Dann bei 3:30 aber ein Moment tiefer Frustration: Die Soloklarinette macht deutlich (indem sie melodisch erneut das Moment des verharrenden Kreisens um einen tonalen Punkt aufgreift), dass Befreiung nicht stattgefunden hat. Kurz darauf schreit Gabriel diese Frustration als große, furchtbare Klage heraus - im Gegensatz zum Anfang, als die Klage noch schwach und resignativ klang. Depression ist das für meine Begriffe nicht, eher seelischer Kampf und Dramatik.
Aber damit ist es ja nicht zu Ende.
Bei 4:20 glaubt man fast, nun würde die Stimme und der Song wirklich in depressiver Resignation versinken. Dies ist aber nur ein scheinbarer "Rückfall". Wer genau hinhört, wittert schon nach wenigen Sekunden, dass das Ganze zunächst fast unmerklich in ein anderes Licht getaucht wird...
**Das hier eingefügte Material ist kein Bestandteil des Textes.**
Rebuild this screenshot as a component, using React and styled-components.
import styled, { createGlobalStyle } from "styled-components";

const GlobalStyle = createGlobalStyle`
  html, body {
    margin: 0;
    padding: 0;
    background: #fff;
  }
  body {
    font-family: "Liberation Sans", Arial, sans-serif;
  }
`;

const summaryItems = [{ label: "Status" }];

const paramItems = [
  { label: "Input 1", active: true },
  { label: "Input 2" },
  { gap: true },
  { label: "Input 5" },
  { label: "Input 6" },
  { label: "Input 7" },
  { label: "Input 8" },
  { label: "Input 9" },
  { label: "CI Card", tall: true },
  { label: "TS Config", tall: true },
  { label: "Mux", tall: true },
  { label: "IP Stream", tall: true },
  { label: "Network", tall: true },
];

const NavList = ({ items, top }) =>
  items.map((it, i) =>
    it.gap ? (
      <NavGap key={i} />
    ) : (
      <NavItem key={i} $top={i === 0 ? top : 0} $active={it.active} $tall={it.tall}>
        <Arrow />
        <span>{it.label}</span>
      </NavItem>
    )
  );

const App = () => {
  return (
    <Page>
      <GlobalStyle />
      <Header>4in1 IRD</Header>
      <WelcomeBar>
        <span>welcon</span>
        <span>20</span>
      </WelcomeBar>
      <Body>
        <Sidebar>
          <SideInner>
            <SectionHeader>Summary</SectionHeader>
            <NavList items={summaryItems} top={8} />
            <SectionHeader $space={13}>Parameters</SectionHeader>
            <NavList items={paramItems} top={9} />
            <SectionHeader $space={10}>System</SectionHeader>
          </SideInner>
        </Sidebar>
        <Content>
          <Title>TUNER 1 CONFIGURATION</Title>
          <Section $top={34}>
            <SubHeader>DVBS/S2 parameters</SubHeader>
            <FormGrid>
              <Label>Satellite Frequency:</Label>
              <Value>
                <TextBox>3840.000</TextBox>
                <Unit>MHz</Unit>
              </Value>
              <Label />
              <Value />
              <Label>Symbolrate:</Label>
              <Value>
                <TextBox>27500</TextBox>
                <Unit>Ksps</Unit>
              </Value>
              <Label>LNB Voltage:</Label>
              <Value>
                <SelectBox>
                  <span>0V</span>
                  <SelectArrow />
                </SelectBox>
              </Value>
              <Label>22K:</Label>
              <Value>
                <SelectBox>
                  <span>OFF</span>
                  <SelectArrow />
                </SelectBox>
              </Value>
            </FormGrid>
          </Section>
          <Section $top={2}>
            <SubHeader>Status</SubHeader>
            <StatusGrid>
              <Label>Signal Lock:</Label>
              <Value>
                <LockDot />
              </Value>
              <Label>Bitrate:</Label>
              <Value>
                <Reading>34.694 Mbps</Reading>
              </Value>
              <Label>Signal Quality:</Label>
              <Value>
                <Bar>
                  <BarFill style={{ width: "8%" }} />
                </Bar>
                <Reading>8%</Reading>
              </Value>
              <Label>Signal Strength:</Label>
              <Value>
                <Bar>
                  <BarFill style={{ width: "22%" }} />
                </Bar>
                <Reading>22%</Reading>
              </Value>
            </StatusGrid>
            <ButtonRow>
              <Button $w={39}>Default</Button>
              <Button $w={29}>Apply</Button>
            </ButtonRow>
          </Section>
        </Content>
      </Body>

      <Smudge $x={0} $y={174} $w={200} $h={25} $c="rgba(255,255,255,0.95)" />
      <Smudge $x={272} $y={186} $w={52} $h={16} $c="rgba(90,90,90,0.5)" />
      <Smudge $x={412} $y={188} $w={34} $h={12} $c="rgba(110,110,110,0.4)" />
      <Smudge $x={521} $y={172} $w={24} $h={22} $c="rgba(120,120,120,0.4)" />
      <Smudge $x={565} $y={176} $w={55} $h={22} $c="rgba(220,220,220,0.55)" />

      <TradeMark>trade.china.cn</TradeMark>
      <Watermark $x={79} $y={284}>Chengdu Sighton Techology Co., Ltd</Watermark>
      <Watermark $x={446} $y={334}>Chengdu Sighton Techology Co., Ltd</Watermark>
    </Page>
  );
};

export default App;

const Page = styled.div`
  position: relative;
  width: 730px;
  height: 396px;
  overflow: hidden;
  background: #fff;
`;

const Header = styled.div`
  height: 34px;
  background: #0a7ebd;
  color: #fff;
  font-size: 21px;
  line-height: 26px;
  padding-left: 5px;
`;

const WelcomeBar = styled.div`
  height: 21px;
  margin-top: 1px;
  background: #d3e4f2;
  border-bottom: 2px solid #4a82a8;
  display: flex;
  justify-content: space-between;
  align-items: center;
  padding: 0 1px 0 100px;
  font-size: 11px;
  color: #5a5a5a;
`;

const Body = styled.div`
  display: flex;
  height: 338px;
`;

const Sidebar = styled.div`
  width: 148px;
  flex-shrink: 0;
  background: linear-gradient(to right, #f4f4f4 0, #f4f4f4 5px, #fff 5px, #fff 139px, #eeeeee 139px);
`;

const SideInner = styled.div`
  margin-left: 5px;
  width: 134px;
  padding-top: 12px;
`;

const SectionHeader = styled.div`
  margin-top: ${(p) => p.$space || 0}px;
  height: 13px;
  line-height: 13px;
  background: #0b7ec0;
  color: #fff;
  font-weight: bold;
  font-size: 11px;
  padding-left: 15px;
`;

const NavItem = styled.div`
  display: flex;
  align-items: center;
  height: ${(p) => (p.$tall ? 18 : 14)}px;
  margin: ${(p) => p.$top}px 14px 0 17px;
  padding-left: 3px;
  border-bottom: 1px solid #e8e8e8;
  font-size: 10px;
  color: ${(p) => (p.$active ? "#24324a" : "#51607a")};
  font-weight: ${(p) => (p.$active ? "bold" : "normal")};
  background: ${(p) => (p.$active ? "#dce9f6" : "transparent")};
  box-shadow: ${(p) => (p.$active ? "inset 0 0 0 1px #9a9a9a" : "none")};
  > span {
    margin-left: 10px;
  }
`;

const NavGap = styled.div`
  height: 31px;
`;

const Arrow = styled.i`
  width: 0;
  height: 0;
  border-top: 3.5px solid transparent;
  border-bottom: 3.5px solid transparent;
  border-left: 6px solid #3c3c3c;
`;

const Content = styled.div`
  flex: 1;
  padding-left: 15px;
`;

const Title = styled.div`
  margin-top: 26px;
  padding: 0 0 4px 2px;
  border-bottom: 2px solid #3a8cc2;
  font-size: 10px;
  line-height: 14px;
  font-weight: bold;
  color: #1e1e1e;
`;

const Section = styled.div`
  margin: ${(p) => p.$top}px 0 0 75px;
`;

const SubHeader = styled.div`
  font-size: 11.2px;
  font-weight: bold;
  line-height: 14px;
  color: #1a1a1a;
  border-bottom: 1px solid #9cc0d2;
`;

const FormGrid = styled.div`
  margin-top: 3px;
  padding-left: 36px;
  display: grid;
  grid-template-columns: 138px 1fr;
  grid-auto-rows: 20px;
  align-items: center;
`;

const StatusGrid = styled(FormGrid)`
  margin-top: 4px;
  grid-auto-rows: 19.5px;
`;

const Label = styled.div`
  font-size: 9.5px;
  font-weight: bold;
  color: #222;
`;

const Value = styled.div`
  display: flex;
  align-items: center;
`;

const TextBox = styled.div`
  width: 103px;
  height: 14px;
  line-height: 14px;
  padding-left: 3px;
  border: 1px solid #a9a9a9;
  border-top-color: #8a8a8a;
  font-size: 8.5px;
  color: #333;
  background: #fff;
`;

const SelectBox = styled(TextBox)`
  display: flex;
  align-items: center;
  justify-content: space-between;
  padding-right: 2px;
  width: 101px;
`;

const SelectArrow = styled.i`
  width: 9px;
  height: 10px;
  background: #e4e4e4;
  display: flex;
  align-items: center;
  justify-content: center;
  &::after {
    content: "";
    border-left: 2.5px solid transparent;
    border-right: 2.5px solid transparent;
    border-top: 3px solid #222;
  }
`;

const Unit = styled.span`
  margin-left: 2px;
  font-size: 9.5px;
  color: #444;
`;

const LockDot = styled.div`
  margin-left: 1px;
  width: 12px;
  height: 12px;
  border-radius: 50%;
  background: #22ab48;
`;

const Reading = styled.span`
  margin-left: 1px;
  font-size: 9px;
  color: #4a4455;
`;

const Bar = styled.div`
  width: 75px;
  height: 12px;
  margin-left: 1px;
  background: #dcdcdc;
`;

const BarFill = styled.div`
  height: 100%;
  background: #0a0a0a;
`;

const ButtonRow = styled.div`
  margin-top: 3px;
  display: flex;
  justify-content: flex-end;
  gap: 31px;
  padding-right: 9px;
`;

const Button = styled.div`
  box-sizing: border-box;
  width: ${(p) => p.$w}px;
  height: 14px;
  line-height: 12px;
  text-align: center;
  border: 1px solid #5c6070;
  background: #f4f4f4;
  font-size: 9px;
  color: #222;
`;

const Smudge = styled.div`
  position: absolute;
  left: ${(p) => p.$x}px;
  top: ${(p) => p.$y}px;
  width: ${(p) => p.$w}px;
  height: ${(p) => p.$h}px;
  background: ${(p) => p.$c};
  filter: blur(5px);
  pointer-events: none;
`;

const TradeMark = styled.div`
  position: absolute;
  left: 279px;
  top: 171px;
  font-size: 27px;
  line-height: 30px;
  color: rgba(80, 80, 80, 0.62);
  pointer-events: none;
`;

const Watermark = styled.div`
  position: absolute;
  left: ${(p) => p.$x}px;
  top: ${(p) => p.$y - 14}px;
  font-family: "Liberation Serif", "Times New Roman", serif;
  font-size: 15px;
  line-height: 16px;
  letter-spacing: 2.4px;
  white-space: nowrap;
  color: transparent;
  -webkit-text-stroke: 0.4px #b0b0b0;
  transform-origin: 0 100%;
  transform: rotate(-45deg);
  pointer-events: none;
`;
Es folgt die große Wendung, die mutzelkönig womöglich gar nicht kennt und mit welcher der Song m.E. in der Gesamtschau das repräsentiert und bewirkt, was Musik / Kunst so unglaublich gut kann: Trost geben, Gegenwelten und Räume schaffen, welche die vordergründig unveränderbaren Zwänge der Realität plötzlich aus einer unerwarteten Perspektive heraus als veränderbar erscheinen lassen.
Die Befreiung vom Anfangszustand wird zwar nicht als Faktum - und damit als unglaubwürdig konstruiertes "Happy End" - dargestellt, aber als Möglichkeit, als Vision projiziert: "Set my spirit free / Set my body free" heißt es nun - und es geht von dieser Vision, von dieser Hoffnung, eine Kraft aus, die eine Versöhnung mit sich selbst und dem geschilderten Leiden in Sichtweite rücken lässt.
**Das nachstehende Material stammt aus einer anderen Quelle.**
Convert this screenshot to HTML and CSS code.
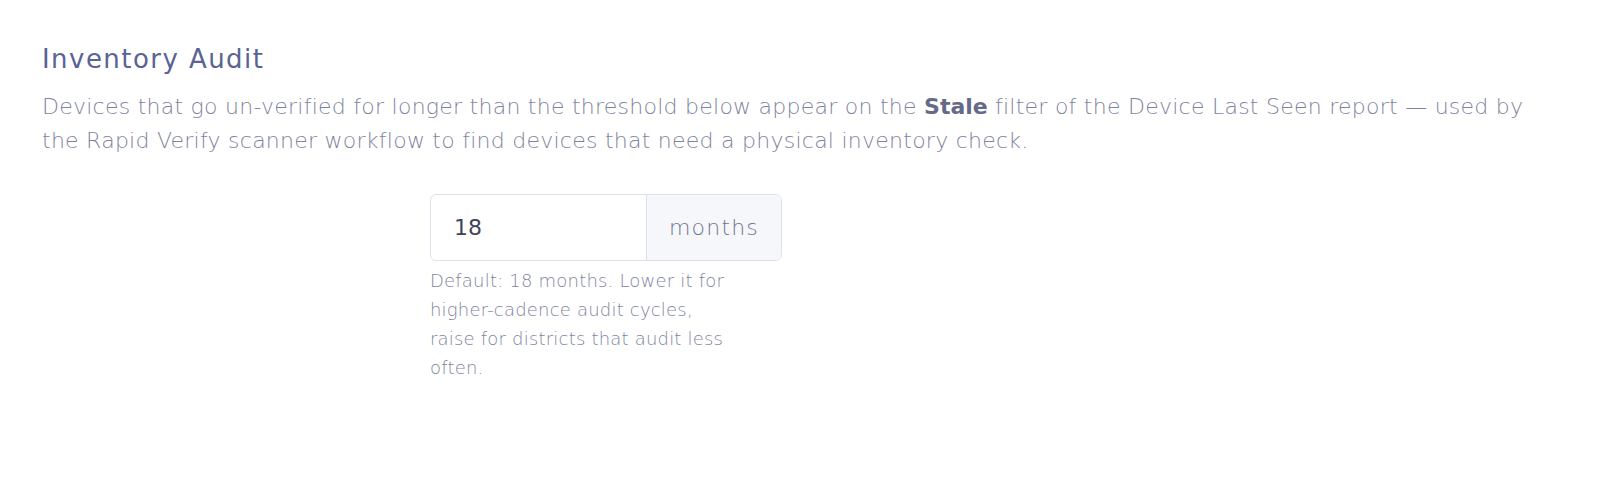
FILE: index.html
```html
<!DOCTYPE html>
<html>
<head>
<meta charset="utf-8">
<link rel="stylesheet" href="styles.css">
</head>
<body>
<section class="panel">
  <h2 class="title">Inventory Audit</h2>
  <p class="desc">Devices that go un-verified for longer than the threshold below appear on the <strong>Stale</strong> filter of the Device Last Seen report — used by the Rapid Verify scanner workflow to find devices that need a physical inventory check.</p>
  <div class="row">
    <div class="label-col"></div>
    <div class="control-col">
      <div class="input-group">
        <div class="input">18</div>
        <div class="addon">months</div>
      </div>
      <p class="help">Default: 18 months. Lower it for higher-cadence audit cycles, raise for districts that audit less often.</p>
    </div>
  </div>
</section>
</body>
</html>
```
FILE: styles.css
```css
* { box-sizing: border-box; }
html, body { margin: 0; padding: 0; background: #fff; }
body { font-family: "DejaVu Sans", "Open Sans", sans-serif; }
.panel { padding: 41px 42px 0 42px; width: 1584px; }
.title { margin: 0; font-size: 26px; font-weight: 400; color: #5b6394; line-height: 36px; letter-spacing: 1.45px; }
.desc { margin: 13px 0 0 0; width: 1505px; font-size: 22px; font-weight: 300; color: #7f849e; line-height: 34px; letter-spacing: 0.25px; }
.desc strong { font-weight: 700; color: #646a88; letter-spacing: 0; }
.row { display: grid; grid-template-columns: 388px 352px; margin-top: 36px; }
.input-group { display: flex; height: 67px; border: 1px solid #dfe1ea; border-radius: 6px; overflow: hidden; }
.input { width: 215px; padding-left: 23px; display: flex; align-items: center; font-size: 22px; color: #3f4458; font-weight: 400; }
.addon { flex: 1; background: #f6f7fa; border-left: 1px solid #dfe1ea; display: flex; align-items: center; justify-content: center; font-size: 22px; letter-spacing: 1.2px; color: #6f7492; font-weight: 300; }
.help { margin: 5px 0 0 0; font-size: 18px; line-height: 29px; color: #7f849e; font-weight: 300; width: 305px; letter-spacing: 0.2px; }
```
Die Musik beginnt hier in höheren Regionen zu schweben, die Last des Anfangs ist nun gar nicht mehr zu spüren, man hört Engelsstimmen (was mir ein bisschen zu dicke vorkommt...), da ist überall Licht und Zuversicht...
Das Ganze ist für mich eine Art inneres Drama. Da gibt es emotionale und gedankliche Facetten, Entwicklungen, Brüche und eine Wendung ins Unerwartete - Monotonie kann ich da hinsichtlich der Gesamtstruktur nicht erkennen.
Zudem ist es letztlich das Gegenteil von Resignation, da der Song das menschliche Leiden hier hoffnungsvoll in ein anderes Licht taucht.